Voices

Rangel Under Pressure to Step Down

Congressman Charles Rangel, D-N.Y., is hearing more calls for him to step down from his chairmanship of the tax-writing House Ways and Means Committee after a series of embarrassing revelations.

Last month, Rangel quietly filed financial disclosure forms showing that he had failed to disclose over half a million dollars in assets in 2007. He has been subjected to a steady drumbeat of criticism ever since. The latest is an editorial in the Washington Post today decrying some of the newest revelations from last week, including a Merrill Lynch account valued between $250,000 and $500,000, tens of thousands in municipal bonds, and between $30,000 and $100,000 in rent from a Harlem brownstone that he owns, all of which he failed to list on his congressional disclosure forms from 2002 to 2006. This comes on top of the news last year about the four rent-stabilized apartments he rented at below-market rents, his use of government stationery to raise money for a pet project, his failure to report income from his sale of a Florida condo, and his failure to pay taxes on rental income from another home in the Dominican Republic.

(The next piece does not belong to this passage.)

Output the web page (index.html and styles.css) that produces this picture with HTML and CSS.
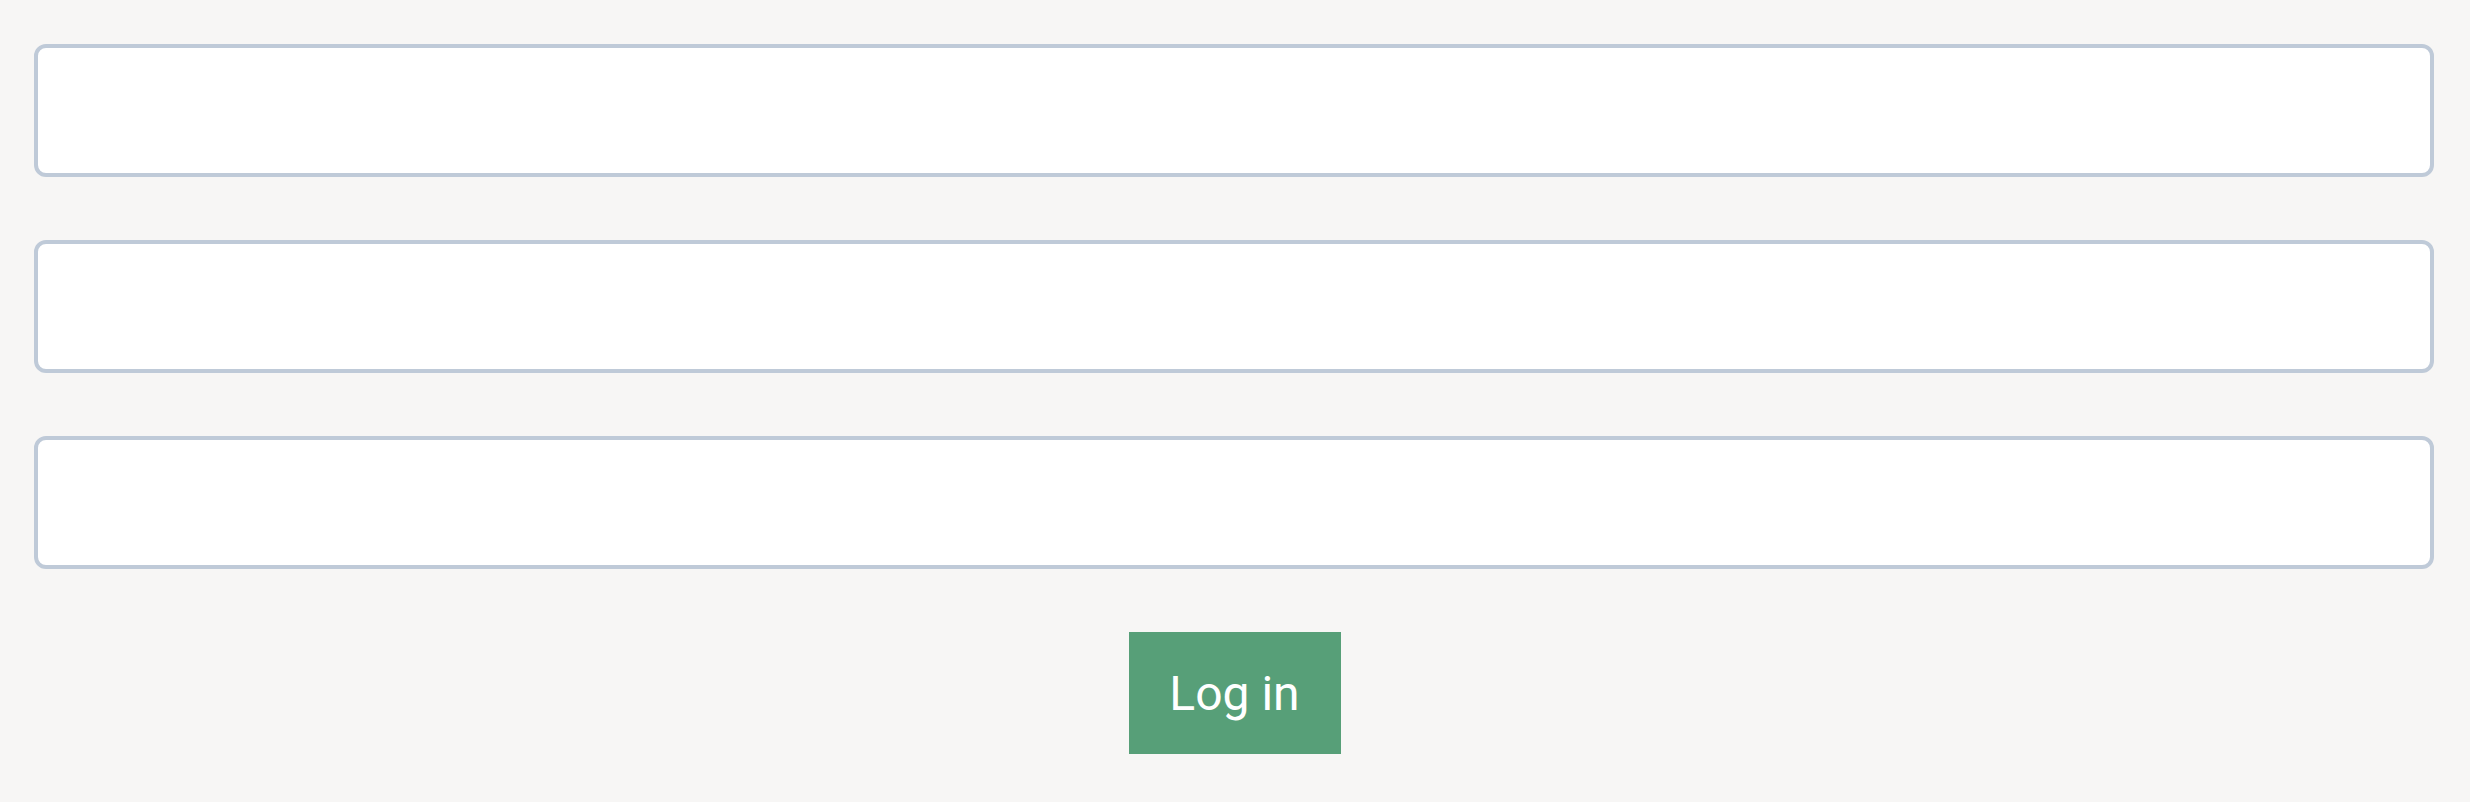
FILE: index.html
```html
<!DOCTYPE html>
<html>
<head>
<meta charset="utf-8">
<link rel="stylesheet" href="styles.css">
</head>
<body>
<form class="login">
  <input class="field" type="text">
  <input class="field" type="password">
  <input class="field" type="text">
  <div class="actions">
    <button class="btn" type="button">Log in</button>
  </div>
</form>
</body>
</html>
```
FILE: styles.css
```css
html, body {
  margin: 0;
  padding: 0;
  background: #f7f6f5;
  font-family: Roboto, "Liberation Sans", sans-serif;
}
.login {
  display: flex;
  flex-direction: column;
  gap: 63px;
  width: 2400px;
  padding: 44px 0 0 34px;
}
.field {
  box-sizing: border-box;
  height: 133px;
  width: 100%;
  margin: 0;
  background: #ffffff;
  border: 4px solid #bfcad8;
  border-radius: 12px;
  outline: none;
}
.actions {
  display: flex;
  justify-content: center;
  padding-left: 1px;
}
.btn {
  box-sizing: border-box;
  width: 212px;
  height: 122px;
  border: none;
  border-radius: 0;
  background: #579f78;
  color: #ffffff;
  font-family: Roboto, "Liberation Sans", sans-serif;
  font-size: 48px;
  font-weight: 400;
  padding: 0;
}
```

Rangel has been a fairly effective leader of his committee in recent years, but the ethical quandary posed by his failure to report or pay taxes when he runs the most powerful tax-writing committee in the House is obviously vexing. Rangel was supposed to have hired a forensic accounting firm to sort out the mess last year (see Rangel Picks Forensic Accounting Firm). Instead, the revelations just keep snowballing. Perhaps it’s time for him to step aside and leave the tax-writing duties to someone else on his committee who keeps better records.